If you browsed through record stores in the 1960s and '70s, it was easy to spot albums from Impulse Records. The label's distinctive orange-and-black packaging stood out. So did the music.
Although it's been mostly forgotten today, Impulse Records was one of the most influential labels in jazz. It featured the likes of Count Basie, Charles Mingus, Sonny Rollins and John Coltrane.
Music journalist and Morning Edition contributor Ashley Kahn has written a new book about Impulse — The House That Trane Built. The label started as an edgy, experimental unit of entertainment giant ABC-Paramount in 1960 during a golden age for jazz.
"You had more jazz legends simultaneously alive and more jazz styles simultaneously active — from swing to bebop to hard bop to avant-garde — all happening on the same stages at the same time," Kahn says. "And no record label tried to embrace this as much as Impulse did."

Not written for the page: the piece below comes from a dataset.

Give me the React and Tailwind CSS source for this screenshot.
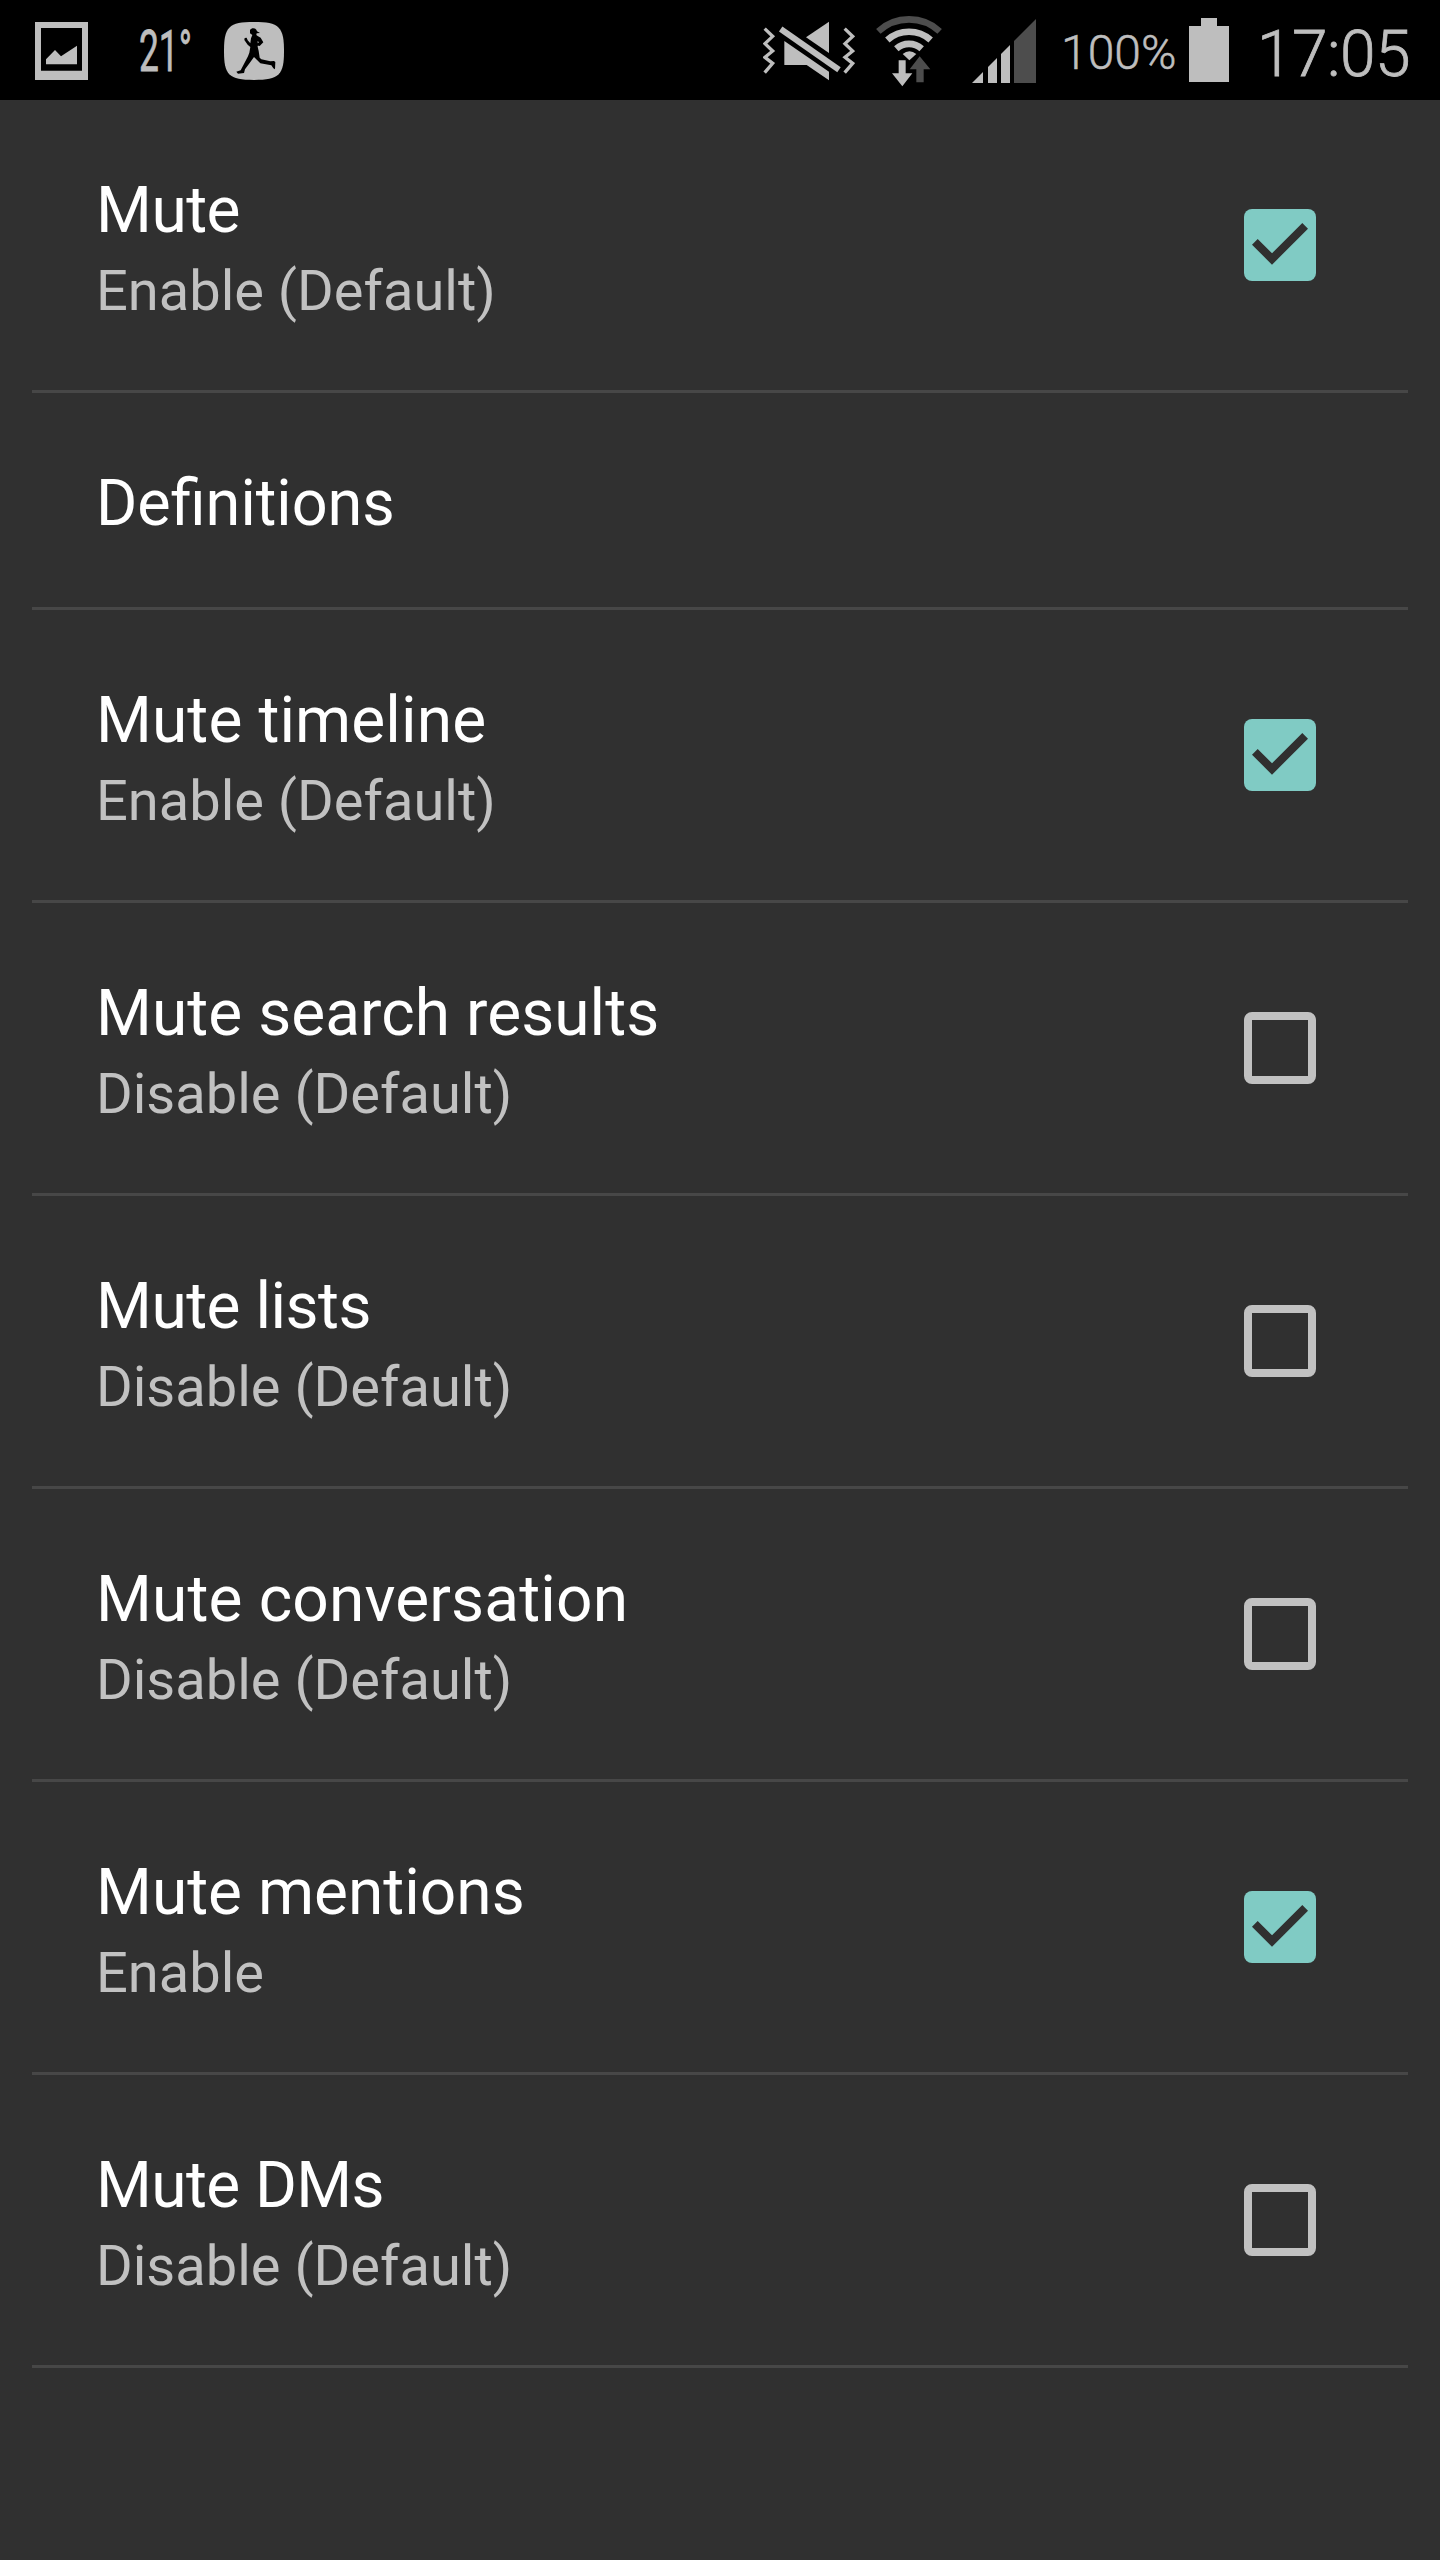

Impulse reflected the turbulent society of the 1960s.
"At a time when there was a lot of political outrage, musically nothing sounded louder, angrier or was more in your face than a lot of the jazz that was on Impulse Records," Kahn says.
Ownership of Impulse has shifted through the corporate mergers of the 1990s, but the label's sounds are still on the cutting edge. "Hip-hop DJs and producers are going back to a lot of the music that was on Impulse, and you can see that orange and black peeking out of those DJ crates now and again," Kahn says.